Recorded information —
________
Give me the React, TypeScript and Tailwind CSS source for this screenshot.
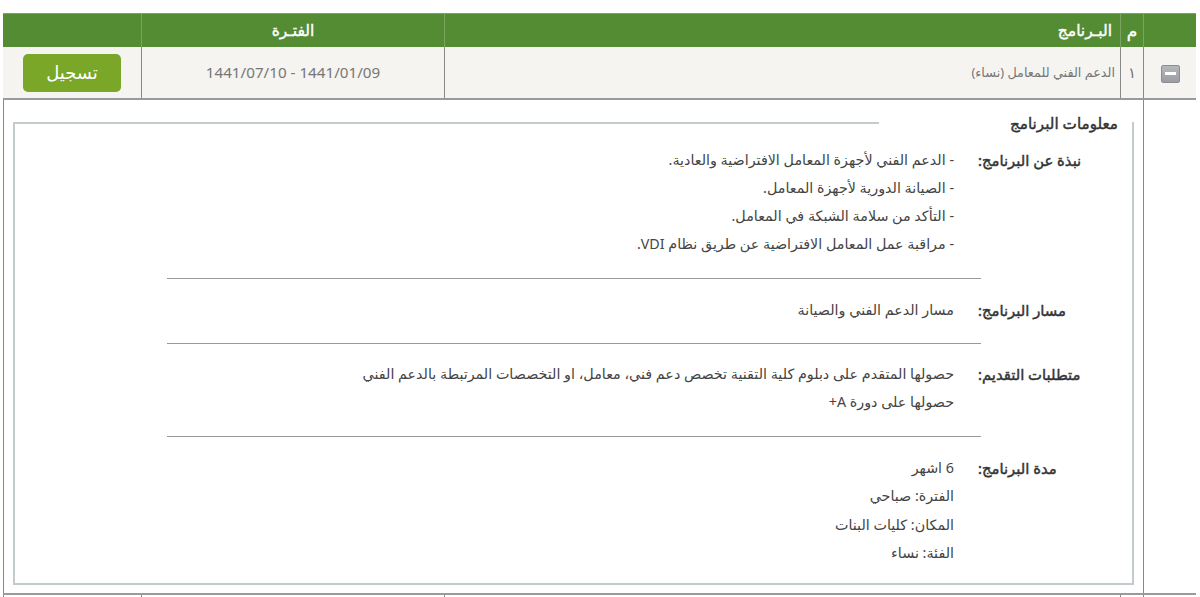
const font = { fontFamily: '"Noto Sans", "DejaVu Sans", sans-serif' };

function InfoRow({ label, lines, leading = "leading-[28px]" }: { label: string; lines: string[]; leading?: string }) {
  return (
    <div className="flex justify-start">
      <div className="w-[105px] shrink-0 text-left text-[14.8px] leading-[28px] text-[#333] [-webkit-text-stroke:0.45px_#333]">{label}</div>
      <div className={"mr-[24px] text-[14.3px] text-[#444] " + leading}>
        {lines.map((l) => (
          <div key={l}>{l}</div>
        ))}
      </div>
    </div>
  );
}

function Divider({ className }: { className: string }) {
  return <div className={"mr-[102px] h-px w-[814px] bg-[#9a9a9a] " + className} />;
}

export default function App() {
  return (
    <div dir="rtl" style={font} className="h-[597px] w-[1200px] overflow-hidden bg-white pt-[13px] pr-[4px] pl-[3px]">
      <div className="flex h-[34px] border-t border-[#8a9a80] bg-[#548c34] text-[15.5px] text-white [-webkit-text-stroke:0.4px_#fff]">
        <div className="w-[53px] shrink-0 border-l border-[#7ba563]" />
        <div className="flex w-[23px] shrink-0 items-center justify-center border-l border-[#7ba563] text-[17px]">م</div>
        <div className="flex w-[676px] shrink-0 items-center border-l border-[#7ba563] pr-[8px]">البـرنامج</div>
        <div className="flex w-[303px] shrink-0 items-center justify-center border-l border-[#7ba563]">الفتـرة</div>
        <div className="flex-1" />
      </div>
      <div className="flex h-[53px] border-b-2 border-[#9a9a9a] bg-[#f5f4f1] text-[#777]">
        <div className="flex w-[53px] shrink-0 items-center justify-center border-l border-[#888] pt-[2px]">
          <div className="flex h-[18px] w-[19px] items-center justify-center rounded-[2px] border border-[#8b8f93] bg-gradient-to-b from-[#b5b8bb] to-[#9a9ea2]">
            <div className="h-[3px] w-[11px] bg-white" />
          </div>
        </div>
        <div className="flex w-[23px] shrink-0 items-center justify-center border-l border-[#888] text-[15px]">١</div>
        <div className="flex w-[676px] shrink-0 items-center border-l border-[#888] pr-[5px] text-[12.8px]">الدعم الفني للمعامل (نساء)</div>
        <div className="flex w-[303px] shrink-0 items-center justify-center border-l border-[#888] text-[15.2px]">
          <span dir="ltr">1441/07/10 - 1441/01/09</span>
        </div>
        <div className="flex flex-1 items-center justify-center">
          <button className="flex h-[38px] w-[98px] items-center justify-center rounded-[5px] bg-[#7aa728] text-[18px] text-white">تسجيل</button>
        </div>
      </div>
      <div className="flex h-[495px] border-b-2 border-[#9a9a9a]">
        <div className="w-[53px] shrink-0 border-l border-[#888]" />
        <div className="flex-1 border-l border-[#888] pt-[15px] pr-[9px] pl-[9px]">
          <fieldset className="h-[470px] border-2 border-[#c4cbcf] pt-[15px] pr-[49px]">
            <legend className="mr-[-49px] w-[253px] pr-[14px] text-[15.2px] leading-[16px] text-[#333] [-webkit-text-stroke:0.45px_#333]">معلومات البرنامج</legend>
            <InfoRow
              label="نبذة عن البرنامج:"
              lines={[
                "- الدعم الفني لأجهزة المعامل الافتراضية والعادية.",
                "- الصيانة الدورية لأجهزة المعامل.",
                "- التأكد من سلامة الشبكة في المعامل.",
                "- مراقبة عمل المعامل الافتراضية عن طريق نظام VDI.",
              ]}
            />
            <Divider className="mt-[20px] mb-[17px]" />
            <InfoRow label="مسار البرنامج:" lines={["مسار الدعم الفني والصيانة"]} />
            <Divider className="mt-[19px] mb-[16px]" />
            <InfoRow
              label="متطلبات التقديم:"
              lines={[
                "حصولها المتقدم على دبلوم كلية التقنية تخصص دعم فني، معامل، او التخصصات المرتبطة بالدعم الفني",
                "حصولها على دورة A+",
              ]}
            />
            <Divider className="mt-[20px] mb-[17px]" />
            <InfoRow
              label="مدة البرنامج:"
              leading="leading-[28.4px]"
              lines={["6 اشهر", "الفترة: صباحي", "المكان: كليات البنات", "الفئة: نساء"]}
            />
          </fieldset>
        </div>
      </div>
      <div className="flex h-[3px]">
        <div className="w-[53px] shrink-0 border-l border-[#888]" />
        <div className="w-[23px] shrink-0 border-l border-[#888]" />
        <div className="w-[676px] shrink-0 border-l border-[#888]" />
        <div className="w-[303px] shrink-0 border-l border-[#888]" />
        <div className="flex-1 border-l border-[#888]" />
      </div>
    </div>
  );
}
________
What you are asked to do —
What is needed is an exact reproduction of the data, pictures excluded.

Result of the exercise —
Give me the React, TypeScript and Tailwind CSS source for this screenshot.
const font = { fontFamily: '"Noto Sans", "DejaVu Sans", sans-serif' };

function InfoRow({ label, lines, leading = "leading-[28px]" }: { label: string; lines: string[]; leading?: string }) {
  return (
    <div className="flex justify-start">
      <div className="w-[105px] shrink-0 text-left text-[14.8px] leading-[28px] text-[#333] [-webkit-text-stroke:0.45px_#333]">{label}</div>
      <div className={"mr-[24px] text-[14.3px] text-[#444] " + leading}>
        {lines.map((l) => (
          <div key={l}>{l}</div>
        ))}
      </div>
    </div>
  );
}

function Divider({ className }: { className: string }) {
  return <div className={"mr-[102px] h-px w-[814px] bg-[#9a9a9a] " + className} />;
}

export default function App() {
  return (
    <div dir="rtl" style={font} className="h-[597px] w-[1200px] overflow-hidden bg-white pt-[13px] pr-[4px] pl-[3px]">
      <div className="flex h-[34px] border-t border-[#8a9a80] bg-[#548c34] text-[15.5px] text-white [-webkit-text-stroke:0.4px_#fff]">
        <div className="w-[53px] shrink-0 border-l border-[#7ba563]" />
        <div className="flex w-[23px] shrink-0 items-center justify-center border-l border-[#7ba563] text-[17px]">م</div>
        <div className="flex w-[676px] shrink-0 items-center border-l border-[#7ba563] pr-[8px]">البـرنامج</div>
        <div className="flex w-[303px] shrink-0 items-center justify-center border-l border-[#7ba563]">الفتـرة</div>
        <div className="flex-1" />
      </div>
      <div className="flex h-[53px] border-b-2 border-[#9a9a9a] bg-[#f5f4f1] text-[#777]">
        <div className="flex w-[53px] shrink-0 items-center justify-center border-l border-[#888] pt-[2px]">
          <div className="flex h-[18px] w-[19px] items-center justify-center rounded-[2px] border border-[#8b8f93] bg-gradient-to-b from-[#b5b8bb] to-[#9a9ea2]">
            <div className="h-[3px] w-[11px] bg-white" />
          </div>
        </div>
        <div className="flex w-[23px] shrink-0 items-center justify-center border-l border-[#888] text-[15px]">١</div>
        <div className="flex w-[676px] shrink-0 items-center border-l border-[#888] pr-[5px] text-[12.8px]">الدعم الفني للمعامل (نساء)</div>
        <div className="flex w-[303px] shrink-0 items-center justify-center border-l border-[#888] text-[15.2px]">
          <span dir="ltr">1441/07/10 - 1441/01/09</span>
        </div>
        <div className="flex flex-1 items-center justify-center">
          <button className="flex h-[38px] w-[98px] items-center justify-center rounded-[5px] bg-[#7aa728] text-[18px] text-white">تسجيل</button>
        </div>
      </div>
      <div className="flex h-[495px] border-b-2 border-[#9a9a9a]">
        <div className="w-[53px] shrink-0 border-l border-[#888]" />
        <div className="flex-1 border-l border-[#888] pt-[15px] pr-[9px] pl-[9px]">
          <fieldset className="h-[470px] border-2 border-[#c4cbcf] pt-[15px] pr-[49px]">
            <legend className="mr-[-49px] w-[253px] pr-[14px] text-[15.2px] leading-[16px] text-[#333] [-webkit-text-stroke:0.45px_#333]">معلومات البرنامج</legend>
            <InfoRow
              label="نبذة عن البرنامج:"
              lines={[
                "- الدعم الفني لأجهزة المعامل الافتراضية والعادية.",
                "- الصيانة الدورية لأجهزة المعامل.",
                "- التأكد من سلامة الشبكة في المعامل.",
                "- مراقبة عمل المعامل الافتراضية عن طريق نظام VDI.",
              ]}
            />
            <Divider className="mt-[20px] mb-[17px]" />
            <InfoRow label="مسار البرنامج:" lines={["مسار الدعم الفني والصيانة"]} />
            <Divider className="mt-[19px] mb-[16px]" />
            <InfoRow
              label="متطلبات التقديم:"
              lines={[
                "حصولها المتقدم على دبلوم كلية التقنية تخصص دعم فني، معامل، او التخصصات المرتبطة بالدعم الفني",
                "حصولها على دورة A+",
              ]}
            />
            <Divider className="mt-[20px] mb-[17px]" />
            <InfoRow
              label="مدة البرنامج:"
              leading="leading-[28.4px]"
              lines={["6 اشهر", "الفترة: صباحي", "المكان: كليات البنات", "الفئة: نساء"]}
            />
          </fieldset>
        </div>
      </div>
      <div className="flex h-[3px]">
        <div className="w-[53px] shrink-0 border-l border-[#888]" />
        <div className="w-[23px] shrink-0 border-l border-[#888]" />
        <div className="w-[676px] shrink-0 border-l border-[#888]" />
        <div className="w-[303px] shrink-0 border-l border-[#888]" />
        <div className="flex-1 border-l border-[#888]" />
      </div>
    </div>
  );
}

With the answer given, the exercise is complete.